Экзерсис с истерическим вокалом

Купер Виктор
- ААА-ааааа, вопил мастер, перекрикивая ночную цикаду и ритмический скрип кровати за тонюсенькой асбестовой стенкой.

Дело молодое, Люся с Павликом в поте тел своих стругали наследника, или наследницу, разницы нет: материнский капитал важен, а пол будущего ребёнка, как Б-г на душу положит, так и хорошо.

Мастер лепил макет будущего бюста месяц с половиной. Он чётко представлял лик скорбного дитя. Белая глина пластично изъявляла причудливые формы, но всё было не то.
Андрон - странное имя, но данное родителями провидчески углядевшими в квёлом и молчаливом младенце будущую творческую сущность,- слюнявили пальцы и пролистывали словари имён.

Андрону ныне сорок четыре года, родители упокоились, он тороват и определённо знаменит, но творческий зуд одолевает всё реже, а знамения, истекающие скульптурными формами, обходят вовсе стороной.
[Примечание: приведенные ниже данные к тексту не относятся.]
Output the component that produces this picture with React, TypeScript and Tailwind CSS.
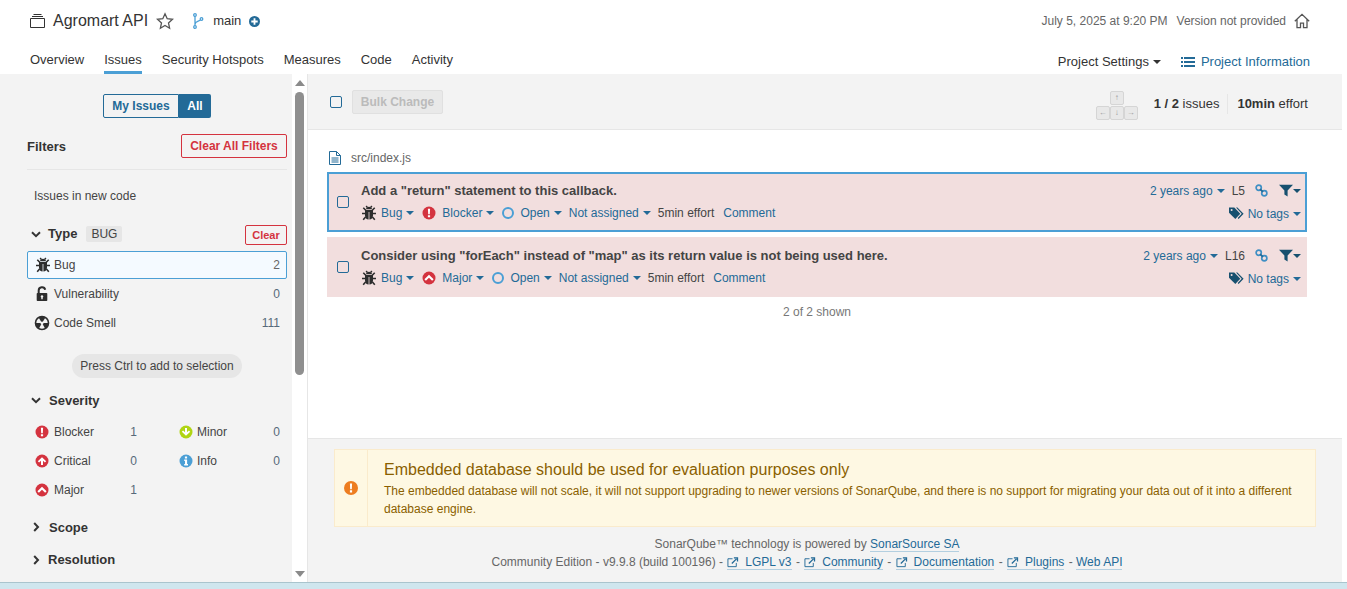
import React from 'react';

const BLUE = '#236a97';

function BugIcon() {
  return (
    <svg viewBox="0 0 16 16" className="w-4 h-4 shrink-0" fill="#2d2d2d">
      <path d="M5 4.2C5.3 2.6 6.500 1.800 8 1.800s2.700.8 3 2.400z" />
      <path d="M4 5h8v5.400c0 2.400-1.600 4-3.600 4.200V7h-.8v7.600C5.600 14.400 4 12.800 4 10.400z" />
      <path d="M2.300 2.800l2.400 2.500M13.700 2.800l-2.400 2.500M1 8.500h3M15 8.500h-3M2.200 14.800l2.400-2.800M13.800 14.800L11.400 12M5.200 1l1 1.400M10.800 1l-1 1.400" stroke="#2d2d2d" strokeWidth="1.600" fill="none" />
    </svg>
  );
}

function LockIcon() {
  return (
    <svg viewBox="0 0 16 16" className="w-4 h-4 shrink-0" fill="#2d2d2d">
      <path d="M3.500 7h9a.8.8 0 0 1 .8.8v6.400a.8.8 0 0 1-.8.8h-9a.8.8 0 0 1-.8-.8V7.800a.8.8 0 0 1 .8-.8zm4.500 2.200a1.300 1.300 0 0 0-.7 2.400v1.700h1.400v-1.700A1.300 1.300 0 0 0 8 9.200z" fillRule="evenodd" />
      <path d="M4.700 7V4.600a3.300 3.300 0 0 1 6.500-.9" stroke="#2d2d2d" strokeWidth="2" fill="none" />
    </svg>
  );
}

function SmellIcon() {
  return (
    <svg viewBox="0 0 16 16" className="w-4 h-4 shrink-0">
      <circle cx="8" cy="8" r="6.500" fill="none" stroke="#2d2d2d" strokeWidth="1.600" />
      <path d="M8 8L4.600 2.600A6.300 6.300 0 0 1 11.400 2.600z" fill="#2d2d2d" />
      <path d="M8 8h6.300a6.300 6.300 0 0 1-3.200 5.500z" fill="#2d2d2d" />
      <path d="M8 8H1.700a6.300 6.300 0 0 0 3.200 5.500z" fill="#2d2d2d" />
      <circle cx="8" cy="8" r="1.500" fill="#f3f3f3" />
    </svg>
  );
}

function SeverityIcon({ kind }: { kind: string }) {
  const color = kind === 'minor' ? '#b0d513' : kind === 'info' ? '#4b9fd5' : '#d4333f';
  return (
    <svg viewBox="0 0 14 14" className="w-[14px] h-[14px] shrink-0">
      <circle cx="7" cy="7" r="6.500" fill={color} />
      {kind === 'blocker' && <path d="M5.900 2.800h2.200l-.3 5.400H6.200zM5.900 9.200h2.200v2H5.900z" fill="#fff" />}
      {kind === 'critical' && <path d="M7 3.200l4.200 4.100-1.300 1.300-1.900-1.800v4.200H6V6.800L4.100 8.600 2.800 7.300z" fill="#fff" />}
      {kind === 'major' && <path d="M7 3.800l4.600 4.400-1.500 1.500L7 6.800 3.900 9.700 2.400 8.200z" fill="#fff" />}
      {kind === 'minor' && <path d="M7 10.800L2.800 6.700l1.300-1.300L6 7.200V3h2v4.200l1.900-1.800 1.300 1.300z" fill="#fff" />}
      {kind === 'info' && <path d="M5.900 2.600h2.200v2H5.900zM5.200 5.600h2.900v4.400h.9v1.400H5.200V10h.8V7H5.200z" fill="#fff" />}
    </svg>
  );
}

function Caret({ color = 'currentColor', className = 'ml-1' }: { color?: string; className?: string }) {
  return (
    <svg viewBox="0 0 8 4" className={`w-2 h-1 shrink-0 ${className}`}>
      <path d="M0 0h8L4 4z" fill={color} />
    </svg>
  );
}

function ChevronDown() {
  return (
    <svg viewBox="0 0 10 7" className="w-[10px] h-[7px] shrink-0">
      <path d="M1 1.300l4 3.800 4-3.800" fill="none" stroke="#333" strokeWidth="2" />
    </svg>
  );
}

function ChevronRight() {
  return (
    <svg viewBox="0 0 7 10" className="w-[7px] h-[10px] shrink-0">
      <path d="M1.200 1l3.800 4-3.800 4" fill="none" stroke="#333" strokeWidth="2" />
    </svg>
  );
}

function Checkbox() {
  return <div className="w-3 h-3 shrink-0 rounded-[2px] border border-[#236a97] bg-transparent" />;
}

function ExternalIcon() {
  return (
    <svg viewBox="0 0 14 12" className="w-[13px] h-[12px] mr-[5px] inline-block align-[-2px]">
      <path d="M6 2.500H1v8.500h9V7" fill="none" stroke="#236a97" strokeWidth="1" />
      <path d="M5.200 7.600l5-5M7.400 1.600h3.900v3.900" fill="none" stroke="#236a97" strokeWidth="1.400" />
    </svg>
  );
}

function FacetHeader({ title, open = true, gap = 'gap-[7px]' }: { title: string; open?: boolean; gap?: string }) {
  return (
    <div className={`flex items-center ${gap} text-[13px] font-bold text-[#333]`}>
      <div className="w-[14px] pl-[4px] flex justify-center">{open ? <ChevronDown /> : <ChevronRight />}</div>
      <span>{title}</span>
    </div>
  );
}

function FacetRow({ icon, label, count, iconClass = '' }: { icon: React.ReactNode; label: string; count: string; iconClass?: string }) {
  return (
    <div className="h-[29px] flex items-center pl-[7px] pr-[7px]">
      <div className={`w-[20px] flex items-center ${iconClass}`}>{icon}</div>
      <span className="text-xs text-[#444]">{label}</span>
      <span className="ml-auto text-xs text-[#56697a]">{count}</span>
    </div>
  );
}

function Sidebar() {
  return (
    <div className="w-[292px] shrink-0 bg-[#f3f3f3] pl-[27px] pr-[5px] overflow-hidden">
      <div className="flex justify-center pt-5">
        <div className="flex text-xs font-bold h-6">
          <div className="w-[76px] flex items-center justify-center border border-[#236a97] rounded-l-[2px] text-[#236a97]">My Issues</div>
          <div className="w-[32px] flex items-center justify-center bg-[#236a97] rounded-r-[2px] text-white">All</div>
        </div>
      </div>
      <div className="mt-4 flex items-center justify-between pb-[11px] border-b border-[#e6e6e6]">
        <span className="text-[13px] font-bold text-[#333] mt-px">Filters</span>
        <div className="w-[106px] h-6 flex items-center justify-center border border-[#d4333f] rounded-[2px] text-xs font-semibold text-[#d4333f]">Clear All Filters</div>
      </div>
      <div className="mt-[18px] pl-[7px] text-xs text-[#444]">Issues in new code</div>
      <div className="mt-[21px] flex items-center justify-between h-5">
        <div className="flex items-center -mt-[2px]">
          <FacetHeader title="Type" />
          <span className="ml-[9px] h-4 px-[5px] flex items-center rounded-[2px] bg-[#e6e6e6] text-xs text-[#444]">BUG</span>
        </div>
        <div className="w-[42px] h-5 flex items-center justify-center border border-[#d4333f] rounded-[2px] text-[11px] font-semibold text-[#d4333f]">Clear</div>
      </div>
      <div className="mt-[6px] border border-[#4b9fd5] rounded-[2px] bg-[#f4faff]">
        <div className="h-[26px] flex items-center pl-[7px] pr-[6px]">
          <div className="w-[19px] flex items-center"><BugIcon /></div>
          <span className="text-xs text-[#444]">Bug</span>
          <span className="ml-auto text-xs text-[#666]">2</span>
        </div>
      </div>
      <div>
        <FacetRow icon={<LockIcon />} label="Vulnerability" count="0" />
        <FacetRow icon={<SmellIcon />} label="Code Smell" count="111" />
      </div>
      <div className="mt-[17px] flex justify-center">
        <div className="w-[170px] h-6 flex items-center justify-center rounded-full bg-[#e6e6e6] text-xs text-[#444]">Press Ctrl to add to selection</div>
      </div>
      <div className="mt-[13px]">
        <FacetHeader title="Severity" gap="gap-2" />
      </div>
      <div className="mt-[7px] grid grid-cols-[117px_1fr] gap-x-[26px]">
        <div>
          <FacetRow icon={<SeverityIcon kind="blocker" />} label="Blocker" count="1" iconClass="pl-px" />
          <FacetRow icon={<SeverityIcon kind="critical" />} label="Critical" count="0" iconClass="pl-px" />
          <FacetRow icon={<SeverityIcon kind="major" />} label="Major" count="1" iconClass="pl-px" />
        </div>
        <div>
          <FacetRow icon={<SeverityIcon kind="minor" />} label="Minor" count="0" iconClass="pl-[2px]" />
          <FacetRow icon={<SeverityIcon kind="info" />} label="Info" count="0" iconClass="pl-[2px]" />
        </div>
      </div>
      <div className="mt-[13px]">
        <FacetHeader title="Scope" open={false} gap="gap-2" />
      </div>
      <div className="mt-[13px]">
        <FacetHeader title="Resolution" open={false} />
      </div>
    </div>
  );
}

function SideScroll() {
  return (
    <div className="w-[16px] shrink-0 flex bg-white">
      <div className="w-[15px] flex flex-col items-center pt-[6px] pb-[5px]">
        <div className="w-0 h-0 border-x-[5px] border-x-transparent border-b-[6px] border-b-[#8a8a8a]" />
        <div className="mt-[6px] w-[9px] h-[283px] rounded-[5px] bg-[#8f8f8f]" />
        <div className="mt-auto w-0 h-0 border-x-[5px] border-x-transparent border-t-[6px] border-t-[#8a8a8a]" />
      </div>
      <div className="w-px bg-[#e6e6e6]" />
    </div>
  );
}

function Key({ children }: { children: string }) {
  return (
    <div className="w-[14px] h-[14px] flex items-center justify-center bg-[#e8e8e8] border border-[#d5d5d5] rounded-[2px] text-[8px] text-[#999]">{children}</div>
  );
}

function Toolbar() {
  return (
    <div className="h-[56px] shrink-0 bg-[#f3f3f3] border-b border-[#e6e6e6] flex items-center pl-[22px] pr-[34px]">
      <Checkbox />
      <div className="ml-[10px] mt-px w-[91px] h-6 flex items-center justify-center bg-[#e9e9e9] border border-[#e0e0e0] rounded-[2px] text-xs font-bold text-[#bbb]">Bulk Change</div>
      <div className="ml-auto mt-[7px] flex flex-col items-center gap-px">
        <Key>↑</Key>
        <div className="flex">
          <Key>←</Key>
          <Key>↓</Key>
          <Key>→</Key>
        </div>
      </div>
      <div className="ml-4 mt-1 text-[13px] text-[#333] whitespace-nowrap"><b>1 / 2</b> issues</div>
      <div className="ml-2 mt-1 h-5 w-px bg-[#e6e6e6]" />
      <div className="ml-[9px] mt-1 text-[13px] text-[#333] whitespace-nowrap"><b>10min</b> effort</div>
    </div>
  );
}

function LinkIcon() {
  return (
    <svg viewBox="0 0 14 14" className="w-[13px] h-[13px] shrink-0">
      <circle cx="4" cy="4" r="2.800" fill="none" stroke="#3f8fc4" strokeWidth="1.800" />
      <circle cx="10" cy="10" r="2.800" fill="none" stroke="#3f8fc4" strokeWidth="1.800" />
      <path d="M5.500 5.500l3 3" stroke="#236a97" strokeWidth="1.800" />
    </svg>
  );
}

function FilterIcon() {
  return (
    <svg viewBox="0 0 14 13" className="w-[14px] h-[13px] shrink-0">
      <path d="M0 .8h14L8.600 6.500v6L5.400 10.500v-4z" fill="#17506f" />
    </svg>
  );
}

function TagIcon() {
  return (
    <svg viewBox="0 0 15 13" className="w-[15px] h-[13px] shrink-0">
      <path d="M0 .5h5.300l6 6.300-5 5.200L0 5.800z" fill="#17506f" />
      <path d="M7 .5h1.400l6.200 6.300-5 5.200-.9-.9 4-4.300z" fill="#17506f" />
      <circle cx="2.600" cy="3" r="1" fill="#f2dede" />
    </svg>
  );
}

function Issue({ title, severity, sevLabel, line, selected }: { title: string; severity: React.ReactNode; sevLabel: string; line: string; selected?: boolean }) {
  return (
    <div className={`h-[60px] bg-[#f2dede] flex items-center ${selected ? 'border-2 border-[#4b9fd5] pl-2 pr-1' : 'pl-[10px] pr-[6px]'}`}>
      <Checkbox />
      <div className="ml-3 flex-1 min-w-0">
        <div className="text-[13px] font-bold text-[#444] leading-4">{title}</div>
        <div className="mt-[6px] flex items-center text-xs text-[#236a97] leading-4">
          <BugIcon />
          <span className="ml-[4px]">Bug</span>
          <Caret color={BLUE} />
          <div className="ml-[8px] flex items-center">{severity}</div>
          <span className="ml-[6px]">{sevLabel}</span>
          <Caret color={BLUE} />
          <div className="ml-[8px] w-3 h-3 rounded-full border-2 border-[#4b9fd5]" />
          <span className="ml-[6px]">Open</span>
          <Caret color={BLUE} />
          <span className="ml-[7px]">Not assigned</span>
          <Caret color={BLUE} />
          <span className="ml-[7px] text-[#444]">5min effort</span>
          <span className="ml-[9px]">Comment</span>
        </div>
      </div>
      <div className="shrink-0 flex flex-col items-end">
        <div className="flex items-center h-4 text-xs text-[#236a97]">
          <span>2 years ago</span>
          <Caret color={BLUE} />
          <span className="ml-[7px] text-[#444]">{line}</span>
          <div className="ml-[10px]"><LinkIcon /></div>
          <div className="ml-[11px] flex items-center"><FilterIcon /><Caret color="#17506f" className="ml-0" /></div>
        </div>
        <div className="mt-[7px] flex items-center h-4 text-xs text-[#236a97]">
          <TagIcon />
          <span className="ml-[4px]">No tags</span>
          <Caret color={BLUE} />
        </div>
      </div>
    </div>
  );
}

function FooterLink({ children, external }: { children: string; external?: boolean }) {
  return (
    <span className={`border-b border-[#b3cfe0] text-[#236a97] ${external ? 'mx-px' : ''}`}>
      {external && <ExternalIcon />}
      {children}
    </span>
  );
}

function Footer() {
  return (
    <div className="h-[144px] shrink-0 bg-[#f3f3f3] border-t border-[#e6e6e6] pt-[10px] pl-[26px] pr-[26px]">
      <div className="h-[78px] flex bg-[#fef8e3] border border-[#faebcc]">
        <div className="w-[33px] shrink-0 flex items-center justify-center border-r border-[#faebcc]">
          <svg viewBox="0 0 14 14" className="w-[14px] h-[14px]">
            <circle cx="7" cy="7" r="7" fill="#ed7d20" />
            <path d="M5.900 2.600h2.200l-.3 5.600H6.200zM5.900 9.200h2.200v2.200H5.900z" fill="#fff" />
          </svg>
        </div>
        <div className="pl-4 pr-4 pt-[10px] text-[#8a5f00]">
          <div className="text-base leading-[20px]">Embedded database should be used for evaluation purposes only</div>
          <div className="mt-[2px] text-xs leading-[18px]">
            The embedded database will not scale, it will not support upgrading to newer versions of SonarQube, and there is no support for migrating your data out of it into a different database engine.
          </div>
        </div>
      </div>
      <div className="mt-[8px] pr-[36px] text-center text-xs leading-[18px] text-[#666]">
        <div>SonarQube™ technology is powered by <FooterLink>SonarSource SA</FooterLink></div>
        <div>
          Community Edition - v9.9.8 (build 100196) - <FooterLink external>LGPL v3</FooterLink> - <FooterLink external>Community</FooterLink> - <FooterLink external>Documentation</FooterLink> - <FooterLink external>Plugins</FooterLink> - <FooterLink>Web API</FooterLink>
        </div>
      </div>
    </div>
  );
}

export default function App() {
  return (
    <div className="h-[589px] overflow-hidden bg-white flex flex-col font-['Liberation_Sans',Arial,sans-serif]">
      {/* шапка проекта */}
      <div className="h-[74px] shrink-0 flex flex-col pl-[30px] pr-[37px]">
        <div className="flex items-center h-[42px]">
          <svg viewBox="0 0 15 14" className="w-[15px] h-[14px] shrink-0" fill="none" stroke="#333" strokeWidth="1">
            <path d="M.5 4.500h14v9H.500zM2 2.500h11M3.500.5h8" />
          </svg>
          <span className="ml-2 text-base text-[#333]">Agromart API</span>
          <svg viewBox="0 0 18 18" className="ml-2 w-[18px] h-[18px] shrink-0" fill="none" stroke="#555" strokeWidth="1.300">
            <path d="M9 1.800l2.200 4.900 5.300.6-4 3.600 1.100 5.300L9 13.500l-4.600 2.700 1.100-5.300-4-3.600 5.300-.6z" />
          </svg>
          <svg viewBox="0 0 12 16" className="ml-[18px] w-3 h-4 shrink-0" fill="none" stroke="#4b9fd5" strokeWidth="1.300">
            <circle cx="3" cy="2" r="1.300" />
            <circle cx="3" cy="14" r="1.300" />
            <circle cx="9.500" cy="6" r="1.300" />
            <path d="M3 3.300v9.400M8.500 7C6.500 8.500 3.500 8.500 3 11" />
          </svg>
          <span className="ml-[9px] text-[13px] text-[#333]">main</span>
          <svg viewBox="0 0 12 12" className="ml-[8px] w-[11px] h-[11px] shrink-0">
            <circle cx="6" cy="6" r="6" fill="#236a97" />
            <path d="M5 2.500h2V5h2.500v2H7v2.500H5V7H2.500V5H5z" fill="#fff" />
          </svg>
          <span className="ml-auto text-xs text-[#666]">July 5, 2025 at 9:20 PM</span>
          <span className="ml-[9px] text-xs text-[#666]">Version not provided</span>
          <svg viewBox="0 0 16 16" className="ml-[8px] w-4 h-4 shrink-0" fill="none" stroke="#555" strokeWidth="1.300">
            <path d="M.8 8.200L8 1.300l7.200 6.900M3 6.500v8.200h3.500v-4.500h3v4.500H13V6.500" />
          </svg>
        </div>
        <div className="flex items-start flex-1 text-[13px] text-[#333]">
          <div className="pt-[10px] leading-[15px]">Overview</div>
          <div className="ml-5 h-full border-b-[3px] border-[#4b9fd5] pt-[10px] leading-[15px]">Issues</div>
          <div className="ml-5 pt-[10px] leading-[15px]">Security Hotspots</div>
          <div className="ml-5 pt-[10px] leading-[15px]">Measures</div>
          <div className="ml-5 pt-[10px] leading-[15px]">Code</div>
          <div className="ml-5 pt-[10px] leading-[15px]">Activity</div>
          <div className="ml-auto flex items-center pt-3 leading-[15px]">
            <span>Project Settings</span>
            <Caret color="#333" />
            <svg viewBox="0 0 14 12" className="ml-[20px] w-[14px] h-3 shrink-0" fill={BLUE}>
              <path d="M0 1h2v2H0zM3 1h11v2H3zM0 5h2v2H0zM3 5h11v2H3zM0 9h2v2H0zM3 9h11v2H3z" />
            </svg>
            <span className="ml-[6px] text-[#236a97]">Project Information</span>
          </div>
        </div>
      </div>
      {/* основная часть */}
      <div className="flex-1 min-h-0 flex">
        <Sidebar />
        <SideScroll />
        <div className="flex-1 min-w-0 flex flex-col">
          <Toolbar />
          <div className="flex-1 min-h-0 pl-[19px] pr-[35px] pt-[20px]">
            <div className="flex items-center h-4 pl-[2px] mb-[6px]">
              <svg viewBox="0 0 12 14" className="w-3 h-[14px] shrink-0" fill="none" stroke="#236a97" strokeWidth="1">
                <path d="M.5.500h7l4 4v9H.500zM7.500.500v4h4M2.500 7h7M2.500 9h7M2.500 11h7" />
              </svg>
              <span className="ml-[10px] text-xs text-[#666]">src/index.js</span>
            </div>
            <Issue
              selected
              title={'Add a "return" statement to this callback.'}
              severity={<SeverityIcon kind="blocker" />}
              sevLabel="Blocker"
              line="L5"
            />
            <div className="mt-[5px]">
              <Issue
                title={'Consider using "forEach" instead of "map" as its return value is not being used here.'}
                severity={<SeverityIcon kind="major" />}
                sevLabel="Major"
                line="L16"
              />
            </div>
            <div className="mt-[8px] text-center text-xs text-[#777] leading-[15px]">2 of 2 shown</div>
          </div>
          <Footer />
        </div>
        <div className="w-[5px] shrink-0 bg-white" />
      </div>
      <div className="h-[7px] shrink-0 bg-[#cfe6ee] border-t border-[#a9c4cd]" />
    </div>
  );
}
Люся с Павлом бесбашенно гнут панцирную сетку кровати ещё и не зная, по юной глупости, что Люся уже на сносях и мутит её утром вовсе не от тухлого пива купленного в разлив у вороватых армян из бочки за углом. Тошнит и мутит Люсю, эмбрион младенца, сосущий Люсины соки и уютно расположившийся в срок и в место, отведённое матерью природой. Только Андрон, тонкий и нервный со странными душевными настройками видел припухшие губы и рыбьи глаза  Люси, понимал, соседка скоро родит.

Андрон сбросил глину в эмалированный таз и пнул его с намереньем задвинуть до поры с глаз долой, ушиб ногу и, вскипев, прижался к давно не мытому оконному стеклу лицом.
Он плющил нос, перенося боль с саднящей ноги в глазные яблоки и кончик носа.
Разболелась голова, но Андрон успокоился. Плеснув в орнаментальную пиалу ручной работы (в шутку слепленную и расписанную Андроном), пару глотков писко.
Чилийская водка обожгла небо, быстро согрела грудь.
Андрон прислушался, цикады с новой силой ударили по скрипкам, но добавились басы: виолончель плакала и вела главную партию.

Андрон быстро одел  домашний халат - 100% вьетнамский хлопок. Засунул в карман полиэтиленовый пакет, большой резак для бумаги и кирку ледоруб. Тихо и вкрадчиво скрипнула дверь студии мастерской Андрона. Хлипкий замок соседей отжал киркой Андрон легко и изящно. На цыпочках прошёл в одну большую комнату. Частое дыхание и тихие стоны. Запах, давно забытый запах соития -  перченый и пряный, солёный и терпкий запах женского начала и мужского конца. Смутно белеет задница Павлика, качаясь  маячком в сладкой амплитуде. Разбросанные ноги с крупными икрами Люси, и волосы, укрывшие никель задника кровати. Сбитые подушки на полу и под поясницей Люси.

- Хрясть, хрясть – острый ледоруб, свистя, рассёк воздух и смачно вошёл под лопатку Павлика. Рука скульптора крепка и точна, петля на древке надёжно удерживает ледоруб в шершавой мозолистой ладони. Люся вовсе не мучилась, и вернее всего ничего не успела понять – косой удар ледоруба сбрил аккуратно полчерепа беременной женщине.

Андрон неспешно закурил, медленно оттащил труп Павлика в угол комнаты, достал из кармана халата большой резак для бумаги и двинул к трупу Люси.
Удивительно сноровисто, будто каждый день свежевал трупы людей в анатомическом театре, Андрон вскрыл Люсю. Без всякой брезгливости рылся в разваленной резаком брюшине, подрезал и отсекал. Вытащив пятимесячного ребёнка, без колебания отсёк ему голову и поспешил в свою мастерскую.

Тёплой водой омыл кровь и оживил подсохшую глину. Голову удобно разместил на подносе среди фруктов, бурча себе под нос:
- Да, Андрон, да такой вот дьявольский натюрморт, но ты сделал это и обязан, ты слышишь Андрон обязан, искупить эти жертвы, и помни у тебя времени очень мало, практически нет.

Андрон постарался и превзошёл самого себя, гениальный лик скорбящего дитя был готов к утру.

Бодяга с судебно-медицинской экспертизой, признание через суд Андрона сумасшедшим и помещение в стационар, всё это длилось невыносимо долго. В бардаке российской правоохранительной системы макет бюста скорбящего дитя был утерян безвозвратно.